Can Childhood Cancer Treatments Impact Psychosexual Development Milestones?
Scientists measure the overall satisfaction of sexual and romantic relationships in adult survivors of childhood cancer.
It is well known that chemotherapy—–the ultimate double-edged sword––wreaks havoc on the bodies of patients with cancer. In children, treatments can have detrimental effects on brain development and can cause long-lasting neurocognitive impairments that may impact sexual and romantic interactions in adulthood.
In an analysis published in Cancer, investigators sought to analyze the effects of cancer treatments on romantic and sexual relationships in adult survivors of childhood cancer.
“Psychosexual development entails reaching certain milestones, such as sexual debut, entering committed relationships, or having children,” said investigator Vicky Lehmann, PhD. “It is a normative part of becoming an adolescent or young adult, but only comparing such milestones without taking satisfaction into account falls short. These issues are understudies among survivors of childhood cancer.”
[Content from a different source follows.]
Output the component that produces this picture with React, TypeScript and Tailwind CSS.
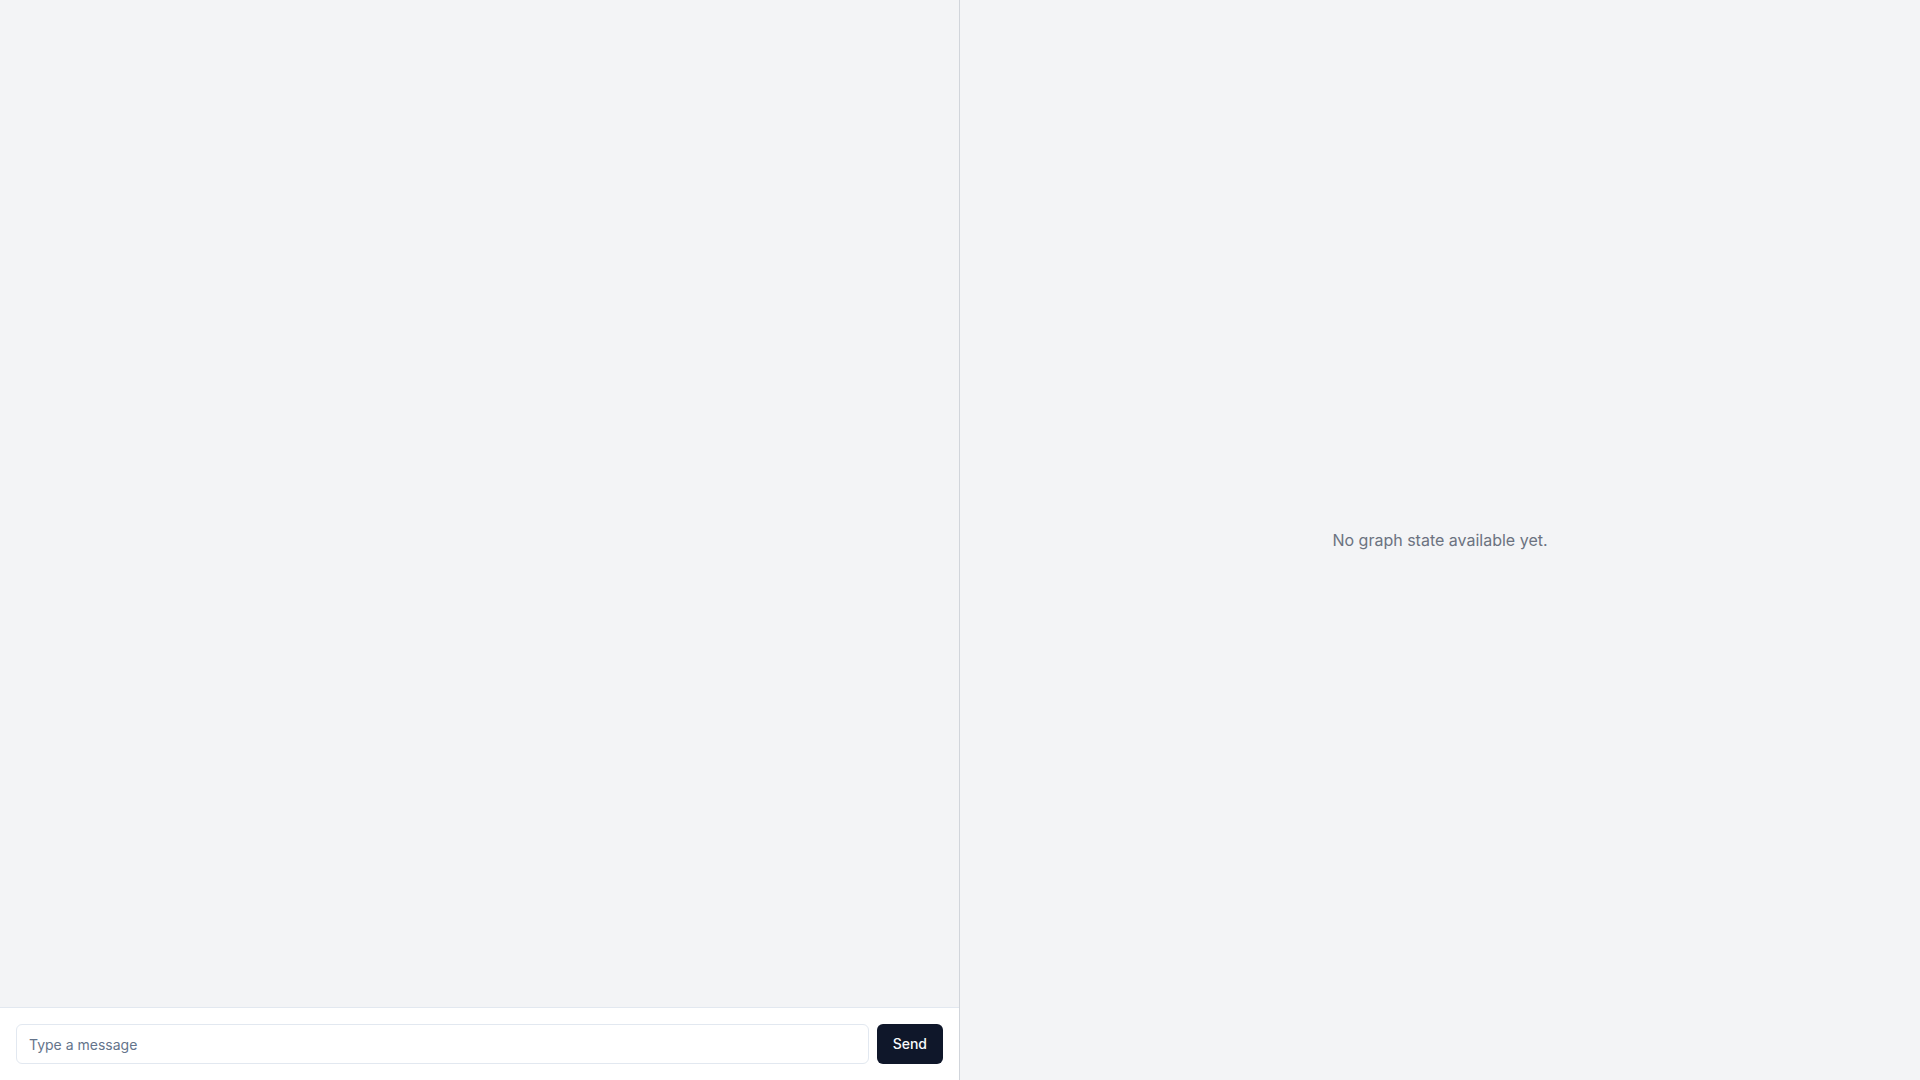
import { useState, type FormEvent } from "react";

const ChatPanel = () => {
	const [message, setMessage] = useState("");

	const handleSubmit = (e: FormEvent) => {
		e.preventDefault();
		setMessage("");
	};

	return (
		<section className="flex w-1/2 flex-col border-r border-[#d1d5db]">
			{/* Messages */}
			<div className="flex-1 overflow-y-auto p-4"></div>

			{/* Composer */}
			<form
				onSubmit={handleSubmit}
				className="flex gap-2 border-t border-[#e2e8f0] bg-white p-4"
			>
				<input
					type="text"
					aria-label="Message"
					value={message}
					onChange={(e) => setMessage(e.target.value)}
					placeholder="Type a message"
					className="h-10 min-w-0 flex-1 rounded-md border border-[#e2e8f0] bg-white px-3 py-2 text-sm text-[#020817] placeholder:text-[#64748b]"
				/>
				<button
					type="submit"
					className="inline-flex h-10 items-center justify-center rounded-md bg-[#0f172a] px-4 py-2 text-sm font-medium text-[#f8fafc] hover:bg-[#0f172a]/90"
				>
					Send
				</button>
			</form>
		</section>
	);
};

const GraphPanel = () => {
	return (
		<section className="flex w-1/2 items-center justify-center p-4">
			<p className="text-base text-[#6b7280]">No graph state available yet.</p>
		</section>
	);
};

const App = () => {
	return (
		<main className="flex h-screen bg-[#f3f4f6] font-['Inter',sans-serif]">
			<ChatPanel />
			<GraphPanel />
		</main>
	);
};

export default App;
The investigators asked 144 young adult survivors of childhood cancer, as well as 144 matched controls, to complete questionnaires regarding psychosexual development, sexual satisfaction, and satisfaction with current relationship status.
Additionally, the investigators used information obtained from medical charts to rate the neurotoxicity of the received treatments.
Besides having fewer lifetime sex partners, the results of the analysis showed that cancer survivors did not differ from the controls.
However, subgroups of survivors—–those with brain tumors who received high-dose neurotoxic treatments––had the lowest reported rates of achieving psychosexual development milestones.
The investigators noted that although survivors who received high-dose neurotoxic treatments were less likely to meet certain milestones of psychosexual development, it did not necessarily indicate that they were less satisfied than others.
“This highlights the subjective nature of psychosexual issues, and the importance of addressing any concerns in survivorship care,” Dr Lehmann said.
The authors suggest the use of a comprehensive and novel rating system for the neurotoxicity of childhood cancer treatments to detect patients who are at a higher risk for impaired sexual outcomes.
“This rating might be used as a checklist in clinical practice,” Dr Lehmann concluded.